Après que l’accord avec la Colombie et le Pérou ait été signé, la CE a continué à ramener le gouvernement équatorien dans les négociations, en utilisant différents arguments. Dans le passé, la CE avait déjà utilisé l’accord sur les taxes concernant les bananes (principal produit d’exportation) comme outil de pression sur le gouvernement pour qu’il reprenne les négociations.

Mais c’est la récente réforme du Système Généralisé de Préférences (SPG) qui a ramené l’Équateur à la table des négociations. Compte tenu de cette réforme, le pays dont le revenu annuel par habitant est devenu supérieur à 4000$ ne bénéficiera plus de facilité d’accès au marché de l’UE. L’Équateur sera donc confronté, dès décembre 2014, à une augmentation des taxes à l’exportation vers l’UE. L’un des objectifs délibérés de la réforme du SPG est de pousser les pays en développement à accorder la réciprocité aux exportateurs de l’Union européenne, faute de quoi ils perdront leurs préférences (pourtant autorisées par les règles de l’Organisation Mondiale du Commerce).

Le président Correa, qui avait résisté à l’UE en 2008 en invoquant la Constitution, se félicite aujourd’hui de la tournure des négociations, contre l’avis de la plus grande part de la société civile locale. Celle ci s’alarme en particulier des conséquences inévitables du nouvel accord.

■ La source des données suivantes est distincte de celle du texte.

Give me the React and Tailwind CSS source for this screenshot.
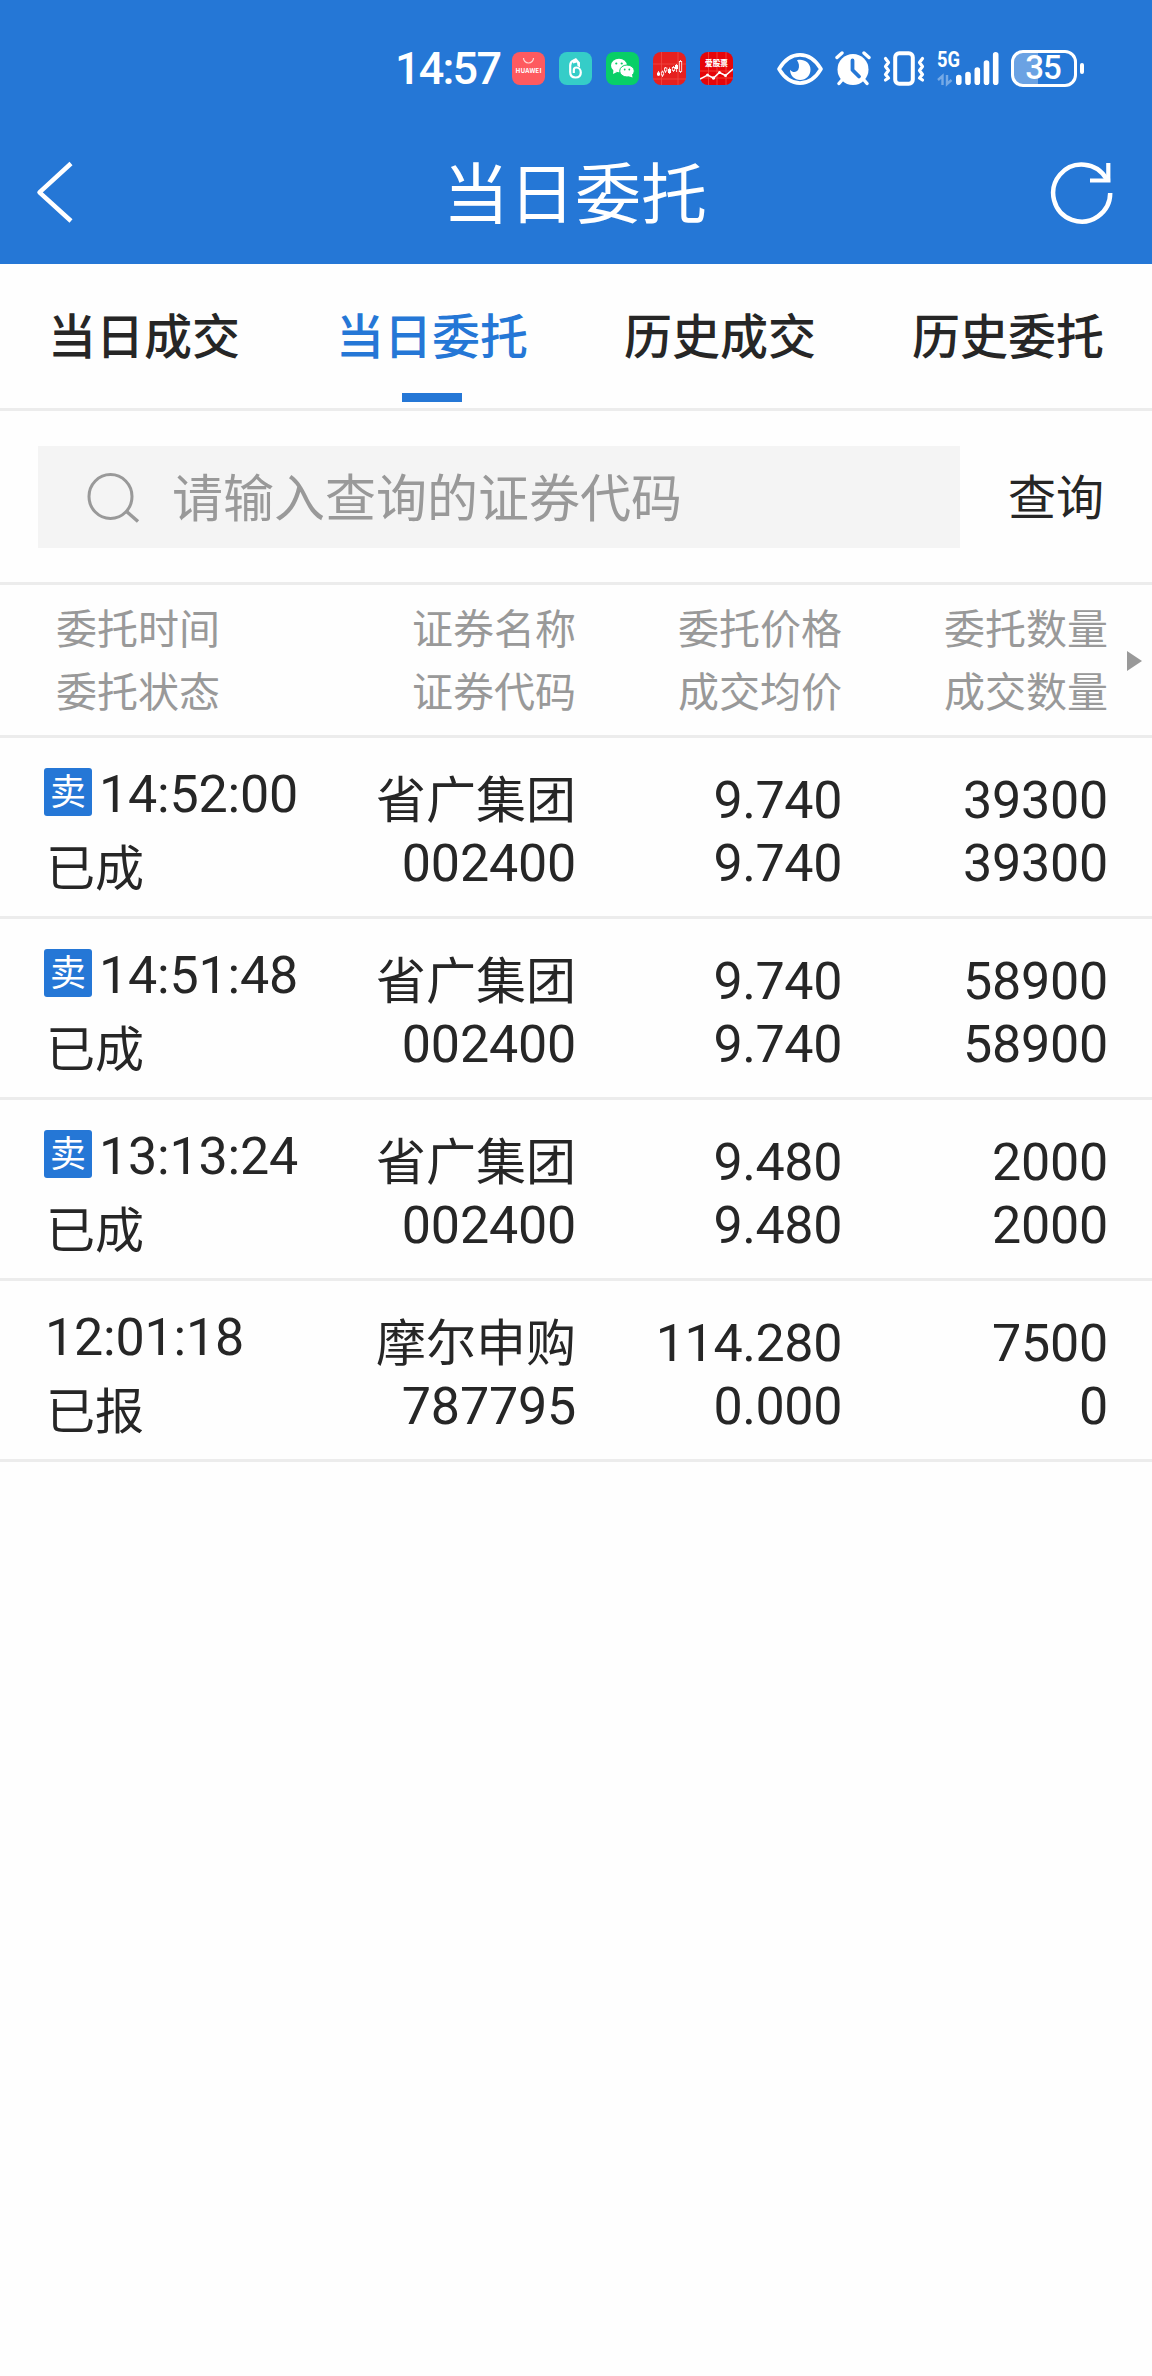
const tabs = ["当日成交", "当日委托", "历史成交", "历史委托"];

const columns = [
    ["委托时间", "委托状态"],
    ["证券名称", "证券代码"],
    ["委托价格", "成交均价"],
    ["委托数量", "成交数量"],
];

const orders = [
    { side: "卖", time: "14:52:00", status: "已成", name: "省广集团", code: "002400", price: "9.740", avg: "9.740", qty: "39300", filled: "39300" },
    { side: "卖", time: "14:51:48", status: "已成", name: "省广集团", code: "002400", price: "9.740", avg: "9.740", qty: "58900", filled: "58900" },
    { side: "卖", time: "13:13:24", status: "已成", name: "省广集团", code: "002400", price: "9.480", avg: "9.480", qty: "2000", filled: "2000" },
    { side: "", time: "12:01:18", status: "已报", name: "摩尔申购", code: "787795", price: "114.280", avg: "0.000", qty: "7500", filled: "0" },
];

const AppIcons = () => (
    <div className="ml-[12px] flex gap-[14px]">
        <svg className="h-[33px] w-[33px]" viewBox="0 0 33 33">
            <rect width="33" height="33" rx="8" fill="#fe5a5f" />
            <path d="M11.5 6a5 5 0 0 0 10 0" fill="none" stroke="#ffd9d6" strokeWidth="1.2" />
            <text x="16.5" y="21.4" textAnchor="middle" textLength="26" fontSize="6.4" fontWeight="700" fill="#fff">HUAWEI</text>
        </svg>
        <svg className="h-[33px] w-[33px]" viewBox="0 0 33 33">
            <rect width="33" height="33" rx="8" fill="#35cdc8" />
            <path d="M14.500 8.500c-2.300 1-3.300 2.500-3.300 5v6.500c0 3.500 2 5.500 5.300 5.500s5.300-2 5.300-5-2-5-4.500-5c-1.500 0-2.500 1-2.500 2.500v3" fill="none" stroke="#fff" strokeWidth="2.200" />
            <path d="M14 7.500l3-1.500 4 4.500v5l-2.500-1.500-.5-3.500-4 1z" fill="#fff" />
        </svg>
        <svg className="h-[33px] w-[33px]" viewBox="0 0 33 33">
            <rect width="33" height="33" rx="8" fill="#08cf67" />
            <ellipse cx="13" cy="13.500" rx="8" ry="6.800" fill="#fff" />
            <path d="M7.500 18l-.5 4 4-2z" fill="#fff" />
            <ellipse cx="21" cy="19" rx="7.300" ry="6" fill="#fff" stroke="#08cf67" strokeWidth="1" />
            <path d="M22 24l4.500 1.500-.5-3z" fill="#fff" />
            <g fill="#08cf67">
                <circle cx="10.300" cy="11.500" r="1.100" />
                <circle cx="15.700" cy="11.500" r="1.100" />
                <circle cx="18.700" cy="17.500" r=".9" />
                <circle cx="23.300" cy="17.500" r=".9" />
            </g>
        </svg>
        <svg className="h-[33px] w-[33px]" viewBox="0 0 33 33">
            <rect width="33" height="33" rx="8" fill="#e6201f" />
            <path d="M0 12h33M0 27h33M8.500 0v33M25 0v33" stroke="#f04a44" strokeWidth=".8" />
            <path d="M5.500 19v5M9.500 18.500v6.500M12.500 15v6M16.500 15.500v6.500M20.500 14v6M23.500 12v8M27.500 8v13" stroke="#fff" strokeWidth=".8" />
            <g fill="#fff">
                <rect x="4" y="20.500" width="3" height="3" />
                <rect x="15" y="17" width="3" height="4" />
                <rect x="22" y="13" width="3" height="4" />
            </g>
            <g fill="#e6201f" stroke="#fff" strokeWidth=".8">
                <rect x="8.300" y="20" width="2.400" height="3" />
                <rect x="11.500" y="16" width="2.400" height="3" />
                <rect x="19.300" y="15.500" width="2.400" height="3" />
                <rect x="26.300" y="9.500" width="2.400" height="10" />
            </g>
        </svg>
        <svg className="h-[33px] w-[33px]" viewBox="0 0 33 33">
            <rect width="33" height="33" rx="8" fill="#e60509" />
            <path d="M0 19h33M0 26h33M8.500 0v33M17 0v33M26 0v33" stroke="#f24a42" strokeWidth=".8" />
            <text x="16.500" y="13.500" textAnchor="middle" fontSize="7.600" fontWeight="900" fill="#fff">爱股票</text>
            <path d="M0 27l7.500-4 6 3 6-5.500 6 3L33 17" fill="none" stroke="#fff" strokeWidth="1.500" />
            <g fill="#fff">
                <circle cx="7.500" cy="23" r="1.500" />
                <circle cx="13.500" cy="26" r="1.700" />
                <circle cx="19.500" cy="20.500" r="1.500" />
                <circle cx="25.500" cy="23.500" r="1.500" />
            </g>
        </svg>
    </div>
);

const EyeIcon = () => (
    <svg className="ml-[44px] h-[34px] w-[46px]" viewBox="0 0 46 34" fill="none">
        <path d="M2 17C8 7 14.500 2.900 23 2.900S38 7 44 17C38 27 31.500 31.100 23 31.100S8 27 2 17z" stroke="#fff" strokeWidth="3.600" strokeLinejoin="round" />
        <path d="M20 8.200c6-1.800 13.500 2 13.500 9.300 0 6-4.500 10.500-10.300 10.500-5.500 0-10-4.300-10.200-10.300 2.800 3.500 7 2.600 8.300-.2 1.400-3.200.7-6.300-1.300-9.300z" fill="#fff" />
    </svg>
);

const AlarmIcon = () => (
    <svg className="ml-[12px] h-[35px] w-[36px]" viewBox="0 0 36 35" fill="none" stroke="#fff" strokeLinecap="round">
        <circle cx="18" cy="18.500" r="15.500" fill="#fff" stroke="none" />
        <path d="M2 6.500L7 2M34 6.500L29 2M7 29l-3 3.500M29 29l3 3.500" strokeWidth="3.400" />
        <path d="M17.500 9.500v9.500l6.500 6.500" stroke="#2577d6" strokeWidth="3.800" strokeLinejoin="round" />
    </svg>
);

const VibrateIcon = () => (
    <svg className="ml-[12px] h-[35px] w-[42px]" viewBox="0 0 42 35" fill="none" stroke="#fff" strokeLinejoin="round" strokeLinecap="round">
        <rect x="12.200" y="2.200" width="17.600" height="30.600" rx="4" strokeWidth="4" />
        <path d="M2.500 7.500l3 4-3 4 3 4-3 4 3 3.500-3 2M39.500 7.500l-3 4 3 4-3 4 3 4-3 3.500 3 2" strokeWidth="3.200" />
    </svg>
);

const SignalIcon = () => (
    <svg className="ml-[12px] h-[35px] w-[62px] overflow-visible" viewBox="0 0 62 35">
        <text x="0" y="16" textLength="23" lengthAdjust="spacingAndGlyphs" fontSize="22" fontWeight="700" fill="#fff" className="font-[Roboto,sans-serif]">5G</text>
        <g stroke="#76aae6" strokeWidth="2.400" fill="none">
            <path d="M5.500 34V25l-4.500 4M10 24v9l4.500-4" />
        </g>
        <g stroke="#fff" strokeWidth="5.600" strokeLinecap="round">
            <path d="M21.800 26.500v4.700M31 23.500v7.700M40.300 19v12.200M49.500 12v19.200M58.700 3.800v27.400" />
        </g>
    </svg>
);

const BatteryIcon = () => (
    <div className="ml-[12px] flex items-center">
        <div className="flex h-[37px] w-[66px] items-center justify-center rounded-[12px] border-[3px] border-white bg-linear-to-r from-[#6ba2e3] from-40% to-transparent to-40% font-[Roboto,sans-serif] text-[33px] leading-none font-medium tracking-[-1px]">
            <span className="-mt-[2px] -ml-[2px]">35</span>
        </div>
        <div className="ml-[3px] h-[11px] w-[4px] rounded-full bg-white" />
    </div>
);

const StatusBar = () => (
    <div className="flex h-[137px] items-center pl-[395px] text-white">
        <span className="w-[105px] font-[Roboto,sans-serif] text-[45px] leading-none font-medium tracking-[-1.8px] whitespace-nowrap">14:57</span>
        <AppIcons />
        <EyeIcon />
        <AlarmIcon />
        <VibrateIcon />
        <SignalIcon />
        <BatteryIcon />
    </div>
);

const TitleBar = () => (
    <div className="flex h-[110px] items-center justify-between pr-[38px] pl-[36px] text-white">
        <svg className="h-[62px] w-[65px]" viewBox="0 0 65 62" fill="none" stroke="#fff" strokeWidth="4.500">
            <path d="M35 2.500L3.500 31.300 35 60" strokeLinejoin="round" />
        </svg>
        <h1 className="-mt-[7px] text-[66px] leading-none">当日委托</h1>
        <svg className="h-[64px] w-[65px]" viewBox="0 0 65 64" fill="none" stroke="#fff" strokeWidth="4.500">
            <path d="M61.200 33A28.500 28.500 0 1 1 57.500 19" />
            <path d="M59.300 3v18M41 20.500h20.500" strokeWidth="4.200" />
        </svg>
    </div>
);

const OrderRow = ({ order }) => (
    <div className="grid h-[181px] grid-cols-[310px_266px_266px_266px] border-b-[3px] border-[#ececec] text-right text-[#262626]">
        <div className="pt-[15px] pl-[44px] text-left">
            <div className="flex h-[74px] items-center">
                {order.side && (
                    <span className="mt-[3px] mr-[7px] flex h-[48px] w-[48px] justify-center rounded-[3px] bg-[#2577d6] text-[36px] leading-[43px] text-white">
                        {order.side}
                    </span>
                )}
                <span className={`pt-[9px] font-[Roboto,sans-serif] text-[52px] leading-[60px] tracking-[-0.2px] ${order.side ? "" : "pl-[1px]"}`}>{order.time}</span>
            </div>
            <div className="pt-[1px] pl-[2px] text-[49px] leading-[74px]">{order.status}</div>
        </div>
        <div className="pt-[27px]">
            <div className="text-[50px] leading-[63px]">{order.name}</div>
            <div className="pt-[4px] font-[Roboto,sans-serif] text-[52px] leading-[63px] tracking-[-0.2px]">{order.code}</div>
        </div>
        <div className="pt-[31px] font-[Roboto,sans-serif] text-[52px] leading-[63px] tracking-[-0.4px]">
            <div>{order.price}</div>
            <div>{order.avg}</div>
        </div>
        <div className="pt-[31px] font-[Roboto,sans-serif] text-[52px] leading-[63px] tracking-[-0.2px]">
            <div>{order.qty}</div>
            <div>{order.filled}</div>
        </div>
    </div>
);

const App = () => {
    const activeTab = "当日委托";

    return (
        <div className="min-h-[2376px] w-[1152px] bg-[#fefefe] font-['Noto_Sans_CJK_SC',sans-serif]">
            <header className="h-[264px] bg-[#2577d6]">
                <StatusBar />
                <TitleBar />
            </header>

            <nav className="grid h-[147px] grid-cols-4 border-b-[3px] border-[#ececec]">
                {tabs.map((tab) => (
                    <div
                        key={tab}
                        className={`flex flex-col items-center justify-between pt-[33px] pb-[6px] text-[48px] leading-[72px] font-medium ${tab === activeTab ? "text-[#2577d6]" : "text-[#262626]"}`}
                    >
                        <span>{tab}</span>
                        {tab === activeTab && <span className="h-[9px] w-[60px] bg-[#2577d6]" />}
                    </div>
                ))}
            </nav>

            <div className="flex h-[174px] items-center border-b-[3px] border-[#ececec] pl-[38px]">
                <div className="flex h-[102px] w-[922px] items-center bg-[#f4f4f4] pl-[49px] text-[#999999]">
                    <svg className="h-[52px] w-[54px]" viewBox="0 0 54 52" fill="none" stroke="#999999" strokeWidth="3">
                        <ellipse cx="23.500" cy="25.500" rx="21.500" ry="22" />
                        <path d="M39 40l12 10.500" strokeWidth="3.500" />
                    </svg>
                    <span className="-mt-[2px] ml-[31px] text-[51px] leading-none">请输入查询的证券代码</span>
                </div>
                <span className="-mt-[5px] ml-[48px] text-[48px] leading-none text-[#262626]">查询</span>
            </div>

            <div className="flex h-[153px] items-center border-b-[3px] border-[#ececec] text-[#999999]">
                <div className="grid grid-cols-[310px_266px_266px_266px] text-right text-[41px] leading-[63px]">
                    {columns.map(([top, bottom], i) => (
                        <div key={top} className={i === 0 ? "-mt-[5px] pl-[56px] text-left" : "-mt-[5px]"}>
                            <div>{top}</div>
                            <div>{bottom}</div>
                        </div>
                    ))}
                </div>
                <svg className="mt-[1px] ml-[19px] h-[20px] w-[15px]" viewBox="0 0 15 20">
                    <path d="M0 0l15 10L0 20z" fill="#999999" />
                </svg>
            </div>

            {orders.map((order) => (
                <OrderRow key={order.time} order={order} />
            ))}
        </div>
    );
};

export default App;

La division internationale du travail actuelle, dont les ALE sont les instruments les plus efficaces aujourd’hui, a conduit à l’orientation de la production équatorienne vers l’export de matières premières et l’exploitation des ressources naturelles, et a engendré le déplacement de communautés de leurs territoires et la précarité des conditions de travail. Le nouvel accord va encore augmenter la pression sur la terre et les territoires via le développement de nouveaux projets économiques (miniers et agro-industriels notamment). Il ne fera qu’accroître les risques de disparition des peuples autochtones déjà en voie d’extinction pour nombre d’entre eux. Il violera le droit à la « consultation libre, préalable et éclairée » des peuples autochtones pour toute décision relative à leur territoire (article 6 de la Convention 169 de l’OIT), disposition déjà très faible et largement bafouée, et démontrera que ces dispositions pèsent bien peu face aux pressions des investisseurs étrangers.

Cet accord entrave également la liberté des gouvernements comme celui de l’Équateur de décider de leurs propres axes de développement pour le futur. Cet ALE, couplé aux accords bilatéraux d’investissements, forme l’architecture de l’impunité qui octroie plus de droits aux entreprises alors qu’elles renforcement les inégalités et violent les droits humains.

Dans le contexte mondial, la multiplication des accords avec un maximum de pays du sud s’inscrit dans le jeu concurrent que se livrent les plus grosses économies (y compris la Chine) pour accéder à de nouveaux marchés et pour accéder à des ressources naturelles à moindre coût. Cet accord s’inscrit dans la continuité de la politique commerciale et d’investissement mondial de la CE, présentée comme un instrument pour sortir de la crise, et qui octroie des droits aux multinationales alors que les peuples et l’environnement de part et d’autre de l’Atlantique en subiront les conséquences désastreuses.

C’est pourquoi, en tant qu’organisations de la société civile française, nous affirmons notre solidarité avec tous les mouvements sociaux et citoyens équatoriens qui s’emploient à exposer les conséquences potentielles de ce nouvel accord, et qui cherchent à faire valoir les droits des peuples face à ceux des investisseurs.

Nous appelons également le Président Correa à faire respecter les dispositions de la Constitution équatorienne prévoyant la consultation des peuples qui seront affectés par cet accord, en particulier les communautés autochtones.